# Guns, cars and stick of gum. Super long



## cashybum (Aug 16, 2012)

After searching and searching for answers and solutions to my marital problems I've deduced that I'm married to a passive aggressive narcissist and perhaps that I'm a bit narcissistic too. I've talked to lawyers, added up numbers and weighed pro's and cons... We are both better off being miserable and married for a few more years then miserable and financially ruined.

It has been extremely tough and things have been insane the last couple of weeks. I feel like recording these things here are a good way to document our issues so that I can remember them when I seem to forget or start to feel the "love" and my blinders start going back up.

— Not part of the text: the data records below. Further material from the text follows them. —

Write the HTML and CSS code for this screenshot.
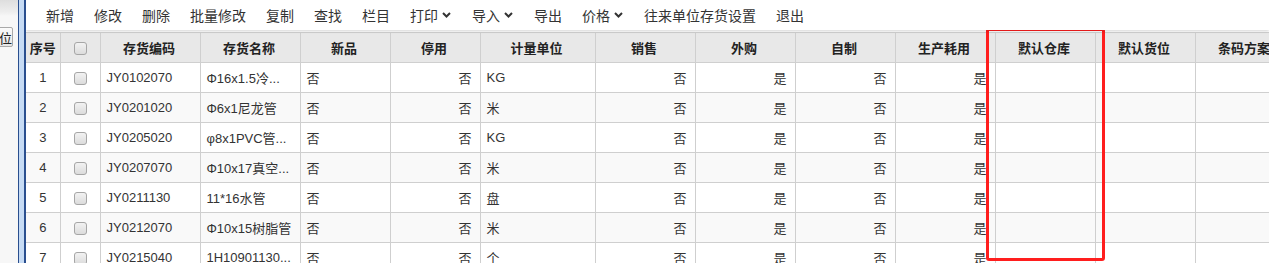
FILE: index.html
```html
<!DOCTYPE html>
<html>
<head>
    <meta charset="UTF-8">
    <title>存货档案</title>
    <link rel="stylesheet" href="styles.css">
</head>
<body>
<div class="page">
    <div class="side">
        <button class="side-btn">位</button>
    </div>
    <div class="splitter"></div>
    <div class="main">
        <div class="toolbar">
            <span class="tool">新增</span>
            <span class="tool">修改</span>
            <span class="tool">删除</span>
            <span class="tool">批量修改</span>
            <span class="tool">复制</span>
            <span class="tool">查找</span>
            <span class="tool">栏目</span>
            <span class="tool">打印<svg class="caret" width="9" height="6" viewBox="0 0 9 6"><polyline points="1,1 4.5,4.5 8,1"/></svg></span>
            <span class="tool">导入<svg class="caret" width="9" height="6" viewBox="0 0 9 6"><polyline points="1,1 4.5,4.5 8,1"/></svg></span>
            <span class="tool">导出</span>
            <span class="tool">价格<svg class="caret" width="9" height="6" viewBox="0 0 9 6"><polyline points="1,1 4.5,4.5 8,1"/></svg></span>
            <span class="tool">往来单位存货设置</span>
            <span class="tool">退出</span>
        </div>

        <table class="grid">
            <colgroup>
                <col style="width:34px">
                <col style="width:40px">
                <col style="width:100px">
                <col style="width:100px">
                <col style="width:90px">
                <col style="width:90px">
                <col style="width:115px">
                <col style="width:100px">
                <col style="width:100px">
                <col style="width:100px">
                <col style="width:100px">
                <col style="width:100px">
                <col style="width:100px">
                <col style="width:100px">
            </colgroup>
            <thead>
            <tr>
                <th>序号</th>
                <th><span class="check"></span></th>
                <th>存货编码</th>
                <th>存货名称</th>
                <th>新品</th>
                <th>停用</th>
                <th>计量单位</th>
                <th>销售</th>
                <th>外购</th>
                <th>自制</th>
                <th>生产耗用</th>
                <th>默认仓库</th>
                <th>默认货位</th>
                <th>条码方案</th>
            </tr>
            </thead>
            <tbody>
            <tr>
                <td class="c">1</td><td class="c"><span class="check"></span></td>
                <td>JY0102070</td><td>Φ16x1.5冷...</td><td>否</td><td class="r">否</td><td>KG</td>
                <td class="r">否</td><td class="r">是</td><td class="r">否</td><td class="r">是</td><td></td><td></td><td></td>
            </tr>
            <tr>
                <td class="c">2</td><td class="c"><span class="check"></span></td>
                <td>JY0201020</td><td>Φ6x1尼龙管</td><td>否</td><td class="r">否</td><td>米</td>
                <td class="r">否</td><td class="r">是</td><td class="r">否</td><td class="r">是</td><td></td><td></td><td></td>
            </tr>
            <tr>
                <td class="c">3</td><td class="c"><span class="check"></span></td>
                <td>JY0205020</td><td>φ8x1PVC管...</td><td>否</td><td class="r">否</td><td>KG</td>
                <td class="r">否</td><td class="r">是</td><td class="r">否</td><td class="r">是</td><td></td><td></td><td></td>
            </tr>
            <tr>
                <td class="c">4</td><td class="c"><span class="check"></span></td>
                <td>JY0207070</td><td>Φ10x17真空...</td><td>否</td><td class="r">否</td><td>米</td>
                <td class="r">否</td><td class="r">是</td><td class="r">否</td><td class="r">是</td><td></td><td></td><td></td>
            </tr>
            <tr>
                <td class="c">5</td><td class="c"><span class="check"></span></td>
                <td>JY0211130</td><td>11*16水管</td><td>否</td><td class="r">否</td><td>盘</td>
                <td class="r">否</td><td class="r">是</td><td class="r">否</td><td class="r">是</td><td></td><td></td><td></td>
            </tr>
            <tr>
                <td class="c">6</td><td class="c"><span class="check"></span></td>
                <td>JY0212070</td><td>Φ10x15树脂管</td><td>否</td><td class="r">否</td><td>米</td>
                <td class="r">否</td><td class="r">是</td><td class="r">否</td><td class="r">是</td><td></td><td></td><td></td>
            </tr>
            <tr>
                <td class="c">7</td><td class="c"><span class="check"></span></td>
                <td>JY0215040</td><td>1H10901130...</td><td>否</td><td class="r">否</td><td>个</td>
                <td class="r">否</td><td class="r">是</td><td class="r">否</td><td class="r">是</td><td></td><td></td><td></td>
            </tr>
            </tbody>
        </table>
    </div>
</div>

<div class="mark"></div>
</body>
</html>
```

FILE: styles.css
```css
html, body {
    margin: 0;
    padding: 0;
}

body {
    width: 1269px;
    height: 263px;
    overflow: hidden;
    position: relative;
    background-color: #ffffff;
    font-family: "Liberation Sans", Arial, "Noto Sans CJK SC", sans-serif;
    font-size: 13px;
    color: #333333;
}

.page {
    display: flex;
    height: 263px;
}

.side {
    width: 18px;
    flex-shrink: 0;
    display: flex;
    justify-content: flex-end;
    align-items: flex-start;
    overflow: hidden;
    background: linear-gradient(#dedede 0, #eeeeee 12px, #f7f7f7 16px, #f7f7f7 100%);
}

.side-btn {
    flex-shrink: 0;
    margin: 27px 5px 0 -1px;
    height: 20px;
    padding: 0 0 0 1px;
    font-family: inherit;
    font-size: 13px;
    color: #222222;
    border: 1px solid #a9a9a9;
    border-radius: 2px;
    background: linear-gradient(#fbfbfb, #e6e6e6);
}

.splitter {
    width: 5px;
    flex-shrink: 0;
    border-left: 1px solid #2a4f8f;
    border-right: 2px solid #2a4f8f;
    background-color: #c6dbf4;
}

.main {
    flex: 1;
    min-width: 0;
    overflow: hidden;
}

.toolbar {
    display: flex;
    align-items: center;
    height: 30px;
    padding-left: 10px;
    font-size: 14px;
    color: #333333;
    background-color: #ffffff;
    box-shadow: 0 1px 3px rgba(0, 0, 0, 0.18);
    position: relative;
    z-index: 1;
}

.tool {
    display: flex;
    align-items: center;
    margin: 0 10px;
    white-space: nowrap;
    cursor: pointer;
}

.caret {
    margin-left: 4px;
    margin-right: 1px;
    fill: none;
    stroke: #333333;
    stroke-width: 2;
}

.grid {
    margin-top: 2px;
    table-layout: fixed;
    width: 1269px;
    border-collapse: collapse;
    border-left: none;
}

.grid th,
.grid td {
    height: 30px;
    padding: 0 8px 0 6px;
    border: 1px solid #cfcfcf;
    white-space: nowrap;
    overflow: hidden;
    box-sizing: border-box;
}

.grid th:first-child,
.grid td:first-child {
    border-left: none;
    padding: 0;
}

.grid th {
    background-color: #e8e8e8;
    font-weight: bold;
    color: #222222;
    text-align: center;
}

.grid td {
    text-align: left;
}

.grid tbody tr:nth-child(even) td {
    background-color: #f9f9f9;
}

.grid td.c {
    text-align: center;
    padding: 0;
}

.grid td.r {
    text-align: right;
}

.grid th:nth-child(2) {
    padding: 0;
}

.check {
    display: inline-block;
    width: 11px;
    height: 11px;
    vertical-align: middle;
    border: 1px solid #a6a6a6;
    border-radius: 3px;
    background: linear-gradient(#f2f2f2, #dcdcdc);
}

/* red annotation frame around the warehouse column */
.mark {
    position: absolute;
    left: 986px;
    top: 28px;
    width: 113px;
    height: 227px;
    border: 3px solid #ff1e1e;
    border-radius: 3px;
    pointer-events: none;
}
```
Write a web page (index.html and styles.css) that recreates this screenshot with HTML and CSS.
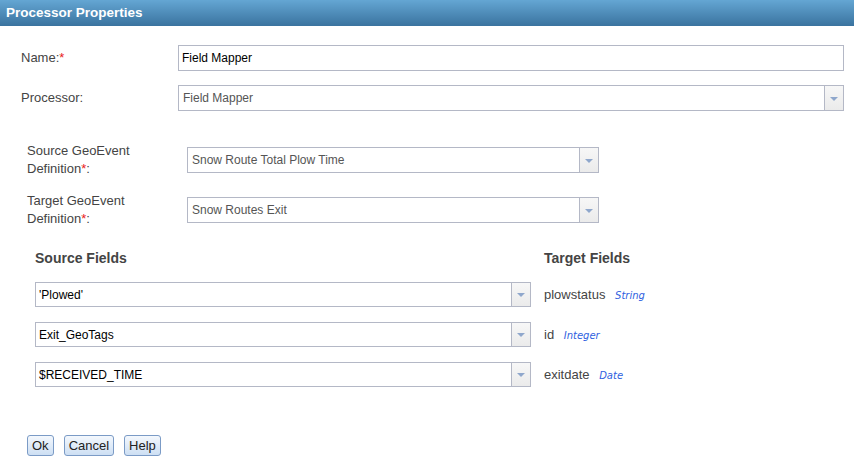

-----------------------------------
I was on craigslist browsing the farm and garden section for hay and what do I see? OUR lift! Upon further inspection I noticed he listed a ton of our stuff on craigslist! I confronted him and he said "he can do whatever he wants" and "he has a right to sell it to pay off credit card debt since it was bought on a credit card!" and then sold our trencher that he just bought recently at a lost.

I was beyond furious. I was going out of town to horse show and there was no time to go see a lawyer or get standing orders in place. Then it hit me. What can I take of his that would make him think twice about selling our stuff without my knowledge while I was gone? GUNS... several which he bought without my knowledge or consent (on credit cards). I managed to get like 7 pistols and 3 ARs and a crap ton of ammo hidden far far away. Over all probably $5k worth of his precious guns. Not to mention I felt much much safer. I think I've watched to many episodes of snapped and it's in the back of my mind that it would probably be easier for him to off me because things will likely get nasty.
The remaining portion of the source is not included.